Cases in which accounts in Swiss banks were mentioned in Slovakia
1. The Branisko tunnel – Swiss investigators traced €2.5 million at accounts of banks in Switzerland allegedly deposited by nominees of the Slovak Democratic and Christian Union (SDKÚ) from the Slovak Road Administration. Allegedly these were bribes for enabling a Swiss consortium to participate in a supply of construction technologies for construction of the five-kilometre Branisko tunnel. The Slovak police were solving the case from 2004. Four years later they accused management of the Slovak Road Administration of economic crimes.
2. Sale of carbon credits – In 2008 nominees of the Slovak National Party (SNS) at the Environment Ministry sold Slovak excessive carbon dioxide quota to the company Interblue Group, which immediately sold them to Japan, earning €47 million. Influential people are said to be using the US-headquartered Interblue Group as a front. Later this shell company was cancelled and a new one established - in Switzerland. In this case occurs also HSBC bank when Interblue received money from the Japanese via its branch in Hong Kong. These transactions took place in December 2009, during the time when, according to HSBC, stricter rules for suspicious transactions were already valid.

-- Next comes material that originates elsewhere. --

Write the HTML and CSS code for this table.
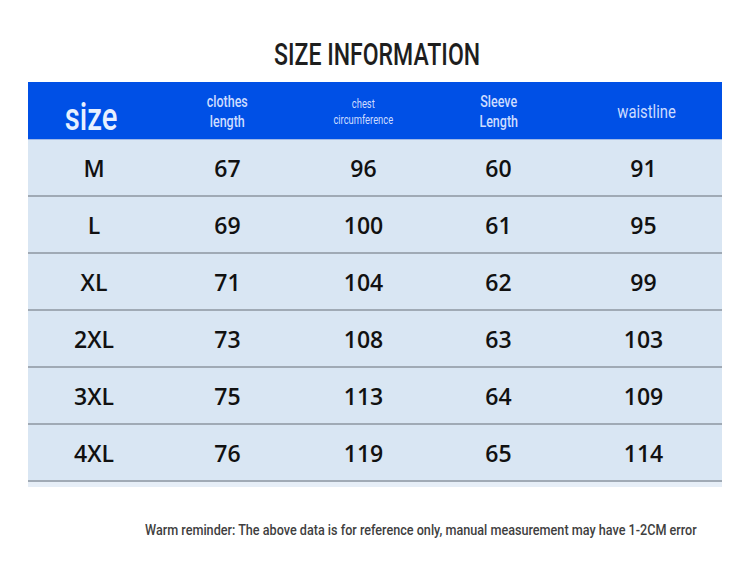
FILE: index.html
```html
<!DOCTYPE html>
<html>
<head>
<meta charset="utf-8">
<link rel="stylesheet" href="styles.css">
</head>
<body>
<div class="page">
  <h1 class="title"><span class="cond">SIZE INFORMATION</span></h1>
  <div class="table">
    <div class="row head">
      <div class="cell"><span class="cond size-label">size</span></div>
      <div class="cell"><span class="cond h2">clothes<br>length</span></div>
      <div class="cell"><span class="cond h3">chest<br>circumference</span></div>
      <div class="cell"><span class="cond h2">Sleeve<br>Length</span></div>
      <div class="cell"><span class="cond h4">waistline</span></div>
    </div>
    <div class="row"><div class="cell">M</div><div class="cell">67</div><div class="cell">96</div><div class="cell">60</div><div class="cell">91</div></div>
    <div class="row"><div class="cell">L</div><div class="cell">69</div><div class="cell">100</div><div class="cell">61</div><div class="cell">95</div></div>
    <div class="row"><div class="cell">XL</div><div class="cell">71</div><div class="cell">104</div><div class="cell">62</div><div class="cell">99</div></div>
    <div class="row"><div class="cell">2XL</div><div class="cell">73</div><div class="cell">108</div><div class="cell">63</div><div class="cell">103</div></div>
    <div class="row"><div class="cell">3XL</div><div class="cell">75</div><div class="cell">113</div><div class="cell">64</div><div class="cell">109</div></div>
    <div class="row"><div class="cell">4XL</div><div class="cell">76</div><div class="cell">119</div><div class="cell">65</div><div class="cell">114</div></div>
    <div class="tail"></div>
  </div>
  <p class="note"><span class="cond">Warm reminder: The above data is for reference only, manual measurement may have 1-2CM error</span></p>
</div>
</body>
</html>
```
FILE: styles.css
```css
html, body {
  margin: 0;
  padding: 0;
  background: #ffffff;
}
.page {
  width: 750px;
  height: 563px;
  overflow: hidden;
  font-family: "Open Sans", "Noto Sans", sans-serif;
}
.cond {
  display: inline-block;
  font-family: Roboto, "DejaVu Sans", sans-serif;
  transform: scaleX(0.78);
  transform-origin: center;
  white-space: nowrap;
}
.title {
  margin: 0;
  height: 82px;
  box-sizing: border-box;
  padding-top: 34px;
  text-align: center;
  font-size: 32px;
  line-height: 38px;
  font-weight: 500;
  color: #1e1e1e;
}
.title .cond {
  font-family: Roboto, sans-serif;
  font-weight: 500;
  transform: scaleX(0.72);
  margin-left: 5px;
}
.table {
  margin: 0 28px;
  width: 694px;
  background: #d9e6f3;
}
.row {
  display: grid;
  grid-template-columns: 132px 135px 137px 133px 157px;
  height: 55px;
  border-bottom: 2px solid #a0aab5;
}
.row.head {
  height: 57px;
  border-bottom: 1px solid #9fb8e8;
  background: #0050e6;
  color: #d4e2ff;
}
.cell {
  display: flex;
  align-items: center;
  justify-content: center;
  text-align: center;
  font-size: 23px;
  font-weight: 600;
  color: #111111;
}
.head .cell {
  color: #cddcff;
  font-weight: 400;
  padding-top: 3px;
}
.size-label {
  font-size: 39px;
  font-weight: 500;
  line-height: 40px;
  margin-top: 9px;
  margin-right: 5px;
  color: #e8f0ff;
  transform: scaleX(0.75);
}
.h2 {
  font-size: 16px;
  line-height: 20px;
  font-weight: 500;
}
.h3 {
  font-size: 12px;
  line-height: 16px;
  font-weight: 400;
}
.h4 {
  font-size: 19px;
  line-height: 22px;
  font-weight: 400;
  margin-left: 6px;
}
.tail {
  height: 5px;
  background: #e6eef7;
}
.note {
  margin: 34px 0 0 0;
  padding-left: 145px;
  text-align: left;
  font-size: 15.4px;
  line-height: 18px;
  color: #3f3f3f;
}
.note .cond {
  font-weight: 500;
  transform: scaleX(0.82);
  transform-origin: left center;
}
```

3. Money for SDKÚ – Swiss accounts with anonymous owners are mentioned also in the case of financing of the SDKÚ party. The party got rid of a debt of 22 million Slovak crowns and obtained additional 27 million crowns for its building on Medená street in Bratislava. It received the money from the Soul company. To finance the deal with SDKÚ, Soul took a loan from Credit Suisse while a woman named Irena Spoerry, with links to tax havens, guaranteed the loan.
Source: Sme
The leaked list includes 60 people with links to Slovakia.
Police said on February 10 that they will deal with the case only after they receive the information from foreign colleagues. Slovak tax offices have been investigating the case since February 9. By February 11 the National Crime Agency (NAKA) began to examine all published information.
“The unit has already contacted partners in Switzerland with a request for information about clients of HSBC,” Michal Slivka, Slovak police spokesman said as cited by the Sme daily. They have addressed also the HSBC offfice in London. They are also harmonising their steps with their Czech colleagues trying to get the list of Czech people with accounts in the bank in Switzerland.
The International Consortium of Investigative Journalists recently published information that HSBC Private Bank in Switzerland has accepted deposits of $102 billion from citizens of various countries, helping its customers to avoid their tax duties in their home countries. A total of 147 accounts of 60 clients containing $48.7 million in total had certain links to Slovakia but only six of them have a Slovak passport. The remaining accounts are of shell firms or are anonymous. The biggest client with the Slovak background had $10.5 million at the account, Sme wrote. No Slovak name has been published so far.
The Financial Administration first showed interest Monday when the case, involving data from 2006 and 2007, was made public.
“We will use all legal means to get data from Swiss Leaks,” said Financial Adminstration spokeswoman Patricia Macíková.
There are two paths to the data, according to Sme. The administration can either ask foreign journalists, who have the complete list of HSBC clients including Slovaks, for cooperation or ask French authorities, whom already posses the data, for help.
Available data indicates that HSBC opened the most suspicious accounts with links to Slovakia around 1998, at the outset of the second rule of the then prime minister Vladimír Mečiar when a period of wild privatisation was coming to an end, Sme wrote. In total 85 clients opened a suspicious account with links to Slovakia since 1975. Some were probably later closed because in 2006 HSBC registered only 60 clients with links to Slovakia. The most suspicious ‘Slovak’ accounts at HSBC were active in 2002, more than 40. At that time, during the second term of the then Prime Minister Mikuláš Dzurinda, Slovak electricity producer Slovenské Elektrárne, regional energy companies, water and gas utilities including SPP were being privatised. Later the activity on the accounts decreased and started to grow again in 2005 along with the approaching elections, won by Prime Minister Robert Fico’s Smer party, Sme wrote.
According to Interior Minister Robert Kaliňák, data directly from an official source would enable comparison with data of Slovak tax offices and put together the full mosaic.
“We will, of course, examine also information which will arrive to us as unverified, but relevant data could speed up a lot such things,” Kaliňák told the TA3 news channel.